Abstract

Abstract Discourses of Islamist terrorism deployed as part of the War on Terror have fed into a host of conspiracy theories imagining Islam as a system of total government. But even before 9/11, mainstream political discourses reflected similar suspicions. Beginning in the 1980s, concerns about the political establishment were expressed from within government itself in the idea of a government that governs “too much.” In this article, I suggest that the proliferation of Islamist conspiracies after 9/11 reflects this mode of government. To develop this argument, I begin by linking discourses about terrorism produced as part of the War on Terror to conspiracy theories linking terror and Islam to notions of total power in the state.
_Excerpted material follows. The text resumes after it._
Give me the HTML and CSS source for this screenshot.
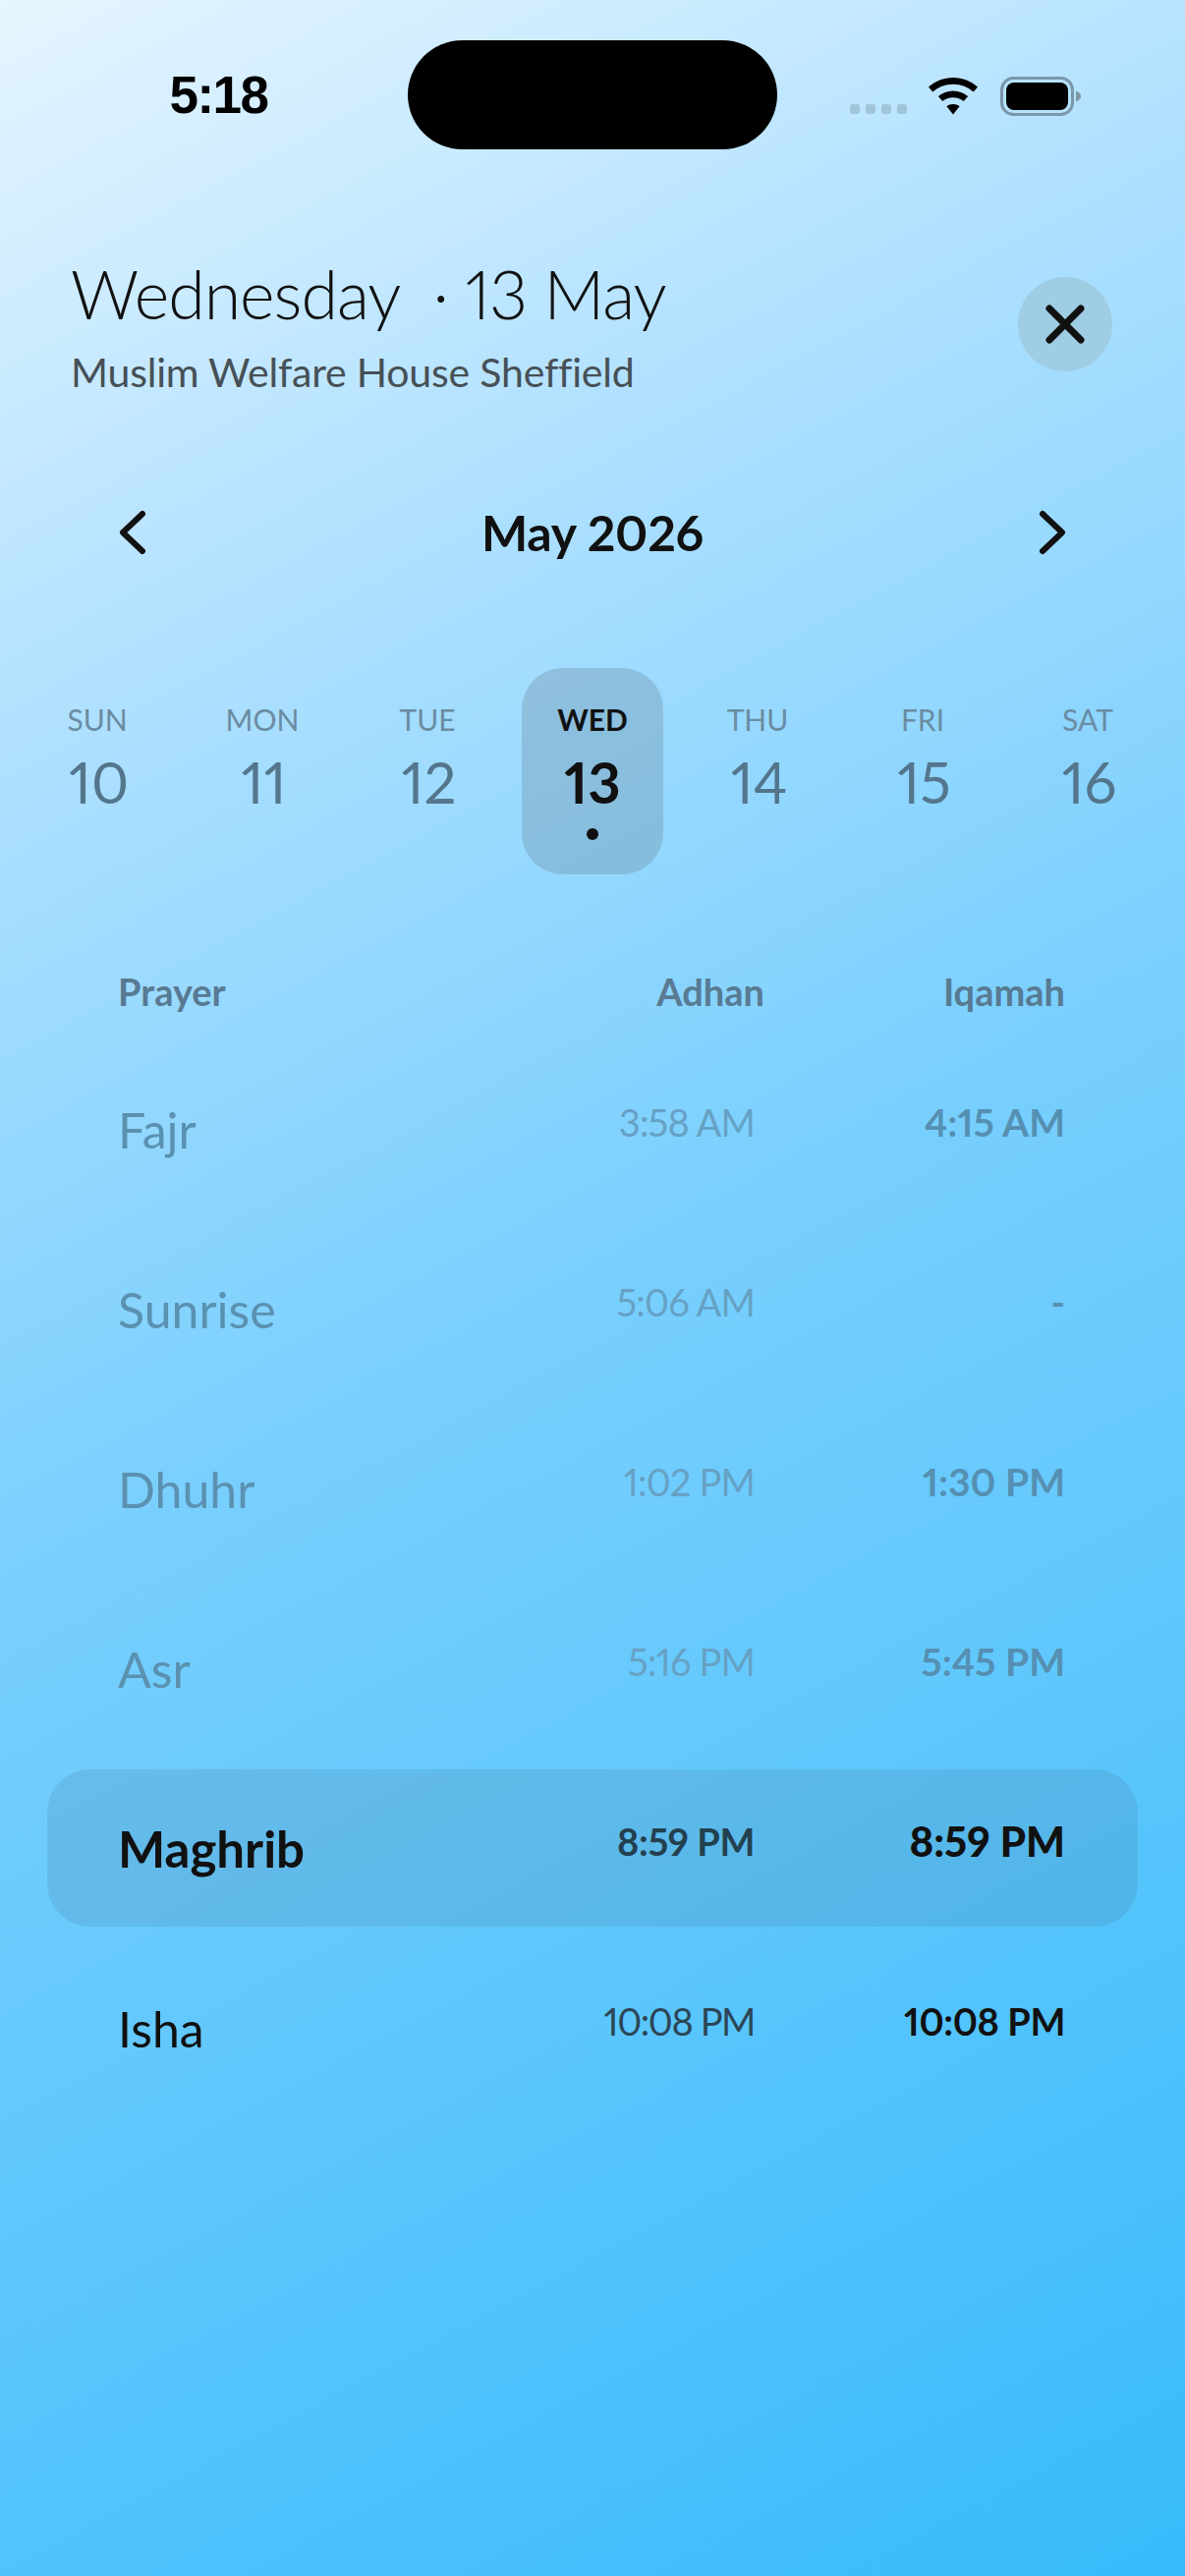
FILE: index.html
```html
<!DOCTYPE html>
<html lang="en">
<head>
<meta charset="utf-8">
<title>Prayer times</title>
<link rel="stylesheet" href="styles.css">
</head>
<body>
<main class="screen">
  <div class="status">
    <div class="time">5:18</div>
    <div class="island"></div>
    <div class="indicators">
      <div class="signal"><i></i><i></i><i></i><i></i></div>
      <svg class="wifi" width="52" height="38" viewBox="0 0 52 38"><path d="M26 0C16.5 0 7.6 3.6 1 9.6L5.2 14.6C10.7 9.7 18 6.7 26 6.7S41.300 9.700 46.800 14.600L51 9.600C44.400 3.600 35.500 0 26 0Z"/><path d="M26 13.500C20.300 13.500 15 15.600 10.900 19.100L15.200 24.100C18.100 21.700 21.900 20.200 26 20.200S33.900 21.700 36.800 24.100L41.100 19.100C37 15.600 31.700 13.500 26 13.500Z"/><path d="M26 27C23.500 27 21.200 27.900 19.400 29.300L26 37.500L32.600 29.300C30.800 27.900 28.500 27 26 27Z"/></svg>
      <svg class="battery" width="83" height="40" viewBox="0 0 83 40"><rect x="1.500" y="1.500" width="72" height="37" rx="12" fill="none" stroke="#7b97a9" stroke-width="3"/><rect x="6" y="6" width="63" height="28" rx="8"/><path d="M77 14.500C80 15.500 82 17.500 82 20S80 24.500 77 25.500Z" fill="#7b97a9"/></svg>
    </div>
  </div>

  <header class="head">
    <div>
      <h1 class="title">Wednesday &nbsp;· 13 May</h1>
      <p class="place">Muslim Welfare House Sheffield</p>
    </div>
    <button class="close" aria-label="Close">
      <svg width="44" height="44" viewBox="0 0 44 44"><path d="M6 6L38 38M38 6L6 38" fill="none" stroke="#111" stroke-width="7" stroke-linecap="round"/></svg>
    </button>
  </header>

  <div class="month">
    <svg class="chev" width="30" height="46" viewBox="0 0 30 46"><path d="M25 4L5 23L25 42" fill="none" stroke="#111" stroke-width="6" stroke-linecap="round" stroke-linejoin="round"/></svg>
    <div class="month-name">May 2026</div>
    <svg class="chev" width="30" height="46" viewBox="0 0 30 46"><path d="M5 4L25 23L5 42" fill="none" stroke="#111" stroke-width="6" stroke-linecap="round" stroke-linejoin="round"/></svg>
  </div>

  <div class="days">
    <div class="day"><span class="dow">SUN</span><span class="num">10</span></div>
    <div class="day"><span class="dow">MON</span><span class="num">11</span></div>
    <div class="day"><span class="dow">TUE</span><span class="num">12</span></div>
    <div class="day today"><span class="dow">WED</span><span class="num">13</span><span class="dot"></span></div>
    <div class="day"><span class="dow">THU</span><span class="num">14</span></div>
    <div class="day"><span class="dow">FRI</span><span class="num">15</span></div>
    <div class="day"><span class="dow">SAT</span><span class="num">16</span></div>
  </div>

  <div class="cols">
    <span class="col-name">Prayer</span>
    <span class="col-adhan">Adhan</span>
    <span class="col-iqamah">Iqamah</span>
  </div>

  <div class="rows">
    <div class="row past"><span class="name">Fajr</span><span class="adhan">3:58 AM</span><span class="iqamah">4:15 AM</span></div>
    <div class="row past"><span class="name">Sunrise</span><span class="adhan">5:06 AM</span><span class="iqamah">-</span></div>
    <div class="row past"><span class="name">Dhuhr</span><span class="adhan">1:02 PM</span><span class="iqamah">1:30 PM</span></div>
    <div class="row past"><span class="name">Asr</span><span class="adhan">5:16 PM</span><span class="iqamah">5:45 PM</span></div>
    <div class="row current"><span class="name">Maghrib</span><span class="adhan">8:59 PM</span><span class="iqamah">8:59 PM</span></div>
    <div class="row upcoming"><span class="name">Isha</span><span class="adhan">10:08 PM</span><span class="iqamah">10:08 PM</span></div>
  </div>
</main>
</body>
</html>
```

FILE: styles.css
```css
* { box-sizing: border-box; }
html, body { margin: 0; padding: 0; }
body { width: 1206px; height: 2622px; overflow: hidden; font-family: "Lato", "Liberation Sans", sans-serif; font-variant-numeric: proportional-nums; color: #111; }
.screen { width: 1206px; height: 2622px; display: flex; flex-direction: column; background: linear-gradient(152deg, #e6f5ff 0%, #aee0ff 24%, #78cffe 50%, #58c5fc 75%, #38bbfb 100%); }

.status { display: grid; grid-template-columns: 415px 376px 1fr; height: 111px; margin-top: 41px; flex: none; }
.time { font-family: "Liberation Sans", sans-serif; font-weight: 700; font-size: 53px; line-height: 111px; height: 111px; text-align: center; padding-left: 30px; color: #000; letter-spacing: -1.5px; }
.island { background: #000; border-radius: 56px; }
.indicators { display: flex; align-items: flex-start; padding: 37px 0 0 74px; }
.signal { display: flex; gap: 6px; margin-top: 28px; }
.signal i { width: 10px; height: 10px; border-radius: 3px; background: #a0c4d8; }
.wifi { margin-left: 21px; margin-top: 1px; }
.battery { margin-left: 22px; }

.head { display: flex; justify-content: space-between; align-items: flex-start; padding: 107px 74px 0 72px; flex: none; }
.title { margin: 0; font-weight: 300; font-size: 68px; line-height: 80px; letter-spacing: -1px; white-space: nowrap; color: #111; }
.place { margin: 15px 0 0 0; font-size: 41px; line-height: 50px; color: #465056; white-space: nowrap; letter-spacing: -0.2px; }
.close { margin-top: 23px; width: 96px; height: 96px; border: 0; padding: 0; border-radius: 50%; background: #9fcde4; display: flex; align-items: center; justify-content: center; }

.month { display: flex; justify-content: space-between; align-items: center; margin-top: 108px; padding: 0 120px; height: 60px; flex: none; }
.month-name { font-weight: 700; font-size: 50px; line-height: 60px; color: #111; letter-spacing: -0.2px; }

.days { display: grid; grid-template-columns: repeat(7, 168px); justify-content: center; margin-top: 108px; height: 210px; flex: none; }
.day { display: flex; flex-direction: column; align-items: center; padding-top: 34px; width: 144px; justify-self: center; border-radius: 42px; color: #5d7d92; }
.dow { font-size: 30px; line-height: 36px; color: #6a8ca2; }
.num { font-size: 58px; line-height: 70px; margin-top: 11px; color: #54768d; font-weight: 400; padding-left: 3px; }
.today { background: rgba(110, 140, 160, 0.35); }
.today .dow { color: #111; font-weight: 700; }
.today .num { color: #111; font-weight: 700; padding-left: 0; }
.dot { width: 12px; height: 12px; border-radius: 50%; background: #111; margin-top: 12px; }

.cols { display: grid; grid-template-columns: 1fr 220px 306px; padding: 0 122px 0 120px; margin-top: 97px; height: 44px; font-size: 38px; line-height: 44px; font-weight: 700; color: #587a92; flex: none; }
.col-adhan, .col-iqamah { text-align: right; }

.rows { display: flex; flex-direction: column; gap: 23px; margin: 38px 48px 0; flex: none; }
.row { display: grid; grid-template-columns: 1fr 220px 316px; align-items: center; height: 160px; padding: 0 74px 0 72px; border-radius: 44px; }
.name { font-size: 50px; line-height: 60px; color: #111; position: relative; top: 1px; }
.adhan, .iqamah { text-align: right; font-size: 38px; line-height: 46px; position: relative; top: -7px; }
.adhan { color: #2c4656; letter-spacing: -0.8px; }
.iqamah { color: #111; font-weight: 700; letter-spacing: 0; font-size: 39px; }
.past .name { color: #5b91b0; }
.past .adhan { color: #66a1c4; }
.past .iqamah { color: #5590b2; }
.current { background: rgba(75, 130, 170, 0.22); }
.current .name { font-weight: 700; font-size: 51px; }
.current .adhan { font-weight: 700; color: #23404f; letter-spacing: -0.4px; }
.current .iqamah { font-size: 42px; font-weight: 900; }
.upcoming .adhan { letter-spacing: -1.4px; }
.upcoming .iqamah { font-size: 38px; letter-spacing: -0.4px; }
```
I then suggest that Islamist conspiracies draw on the epistemologies of uncertainty produced by the state in order to transform what is unknown or “risky” into un/certain objects of knowledge and truth. This transformation takes place through their location in the space of the sacred-in the soul of Islam. I illustrate these parallels through a comparative analysis of official policies and discourses of terrorism and conspiracy culture, with a focus on the Center for Security Policy website and Glenn Beck’s It Is About Islam: Exposing the Truth About ISIS, Al Qaeda, Iran and the Caliphate, where discourse about terror is used to signify the (hidden) truth of Islam.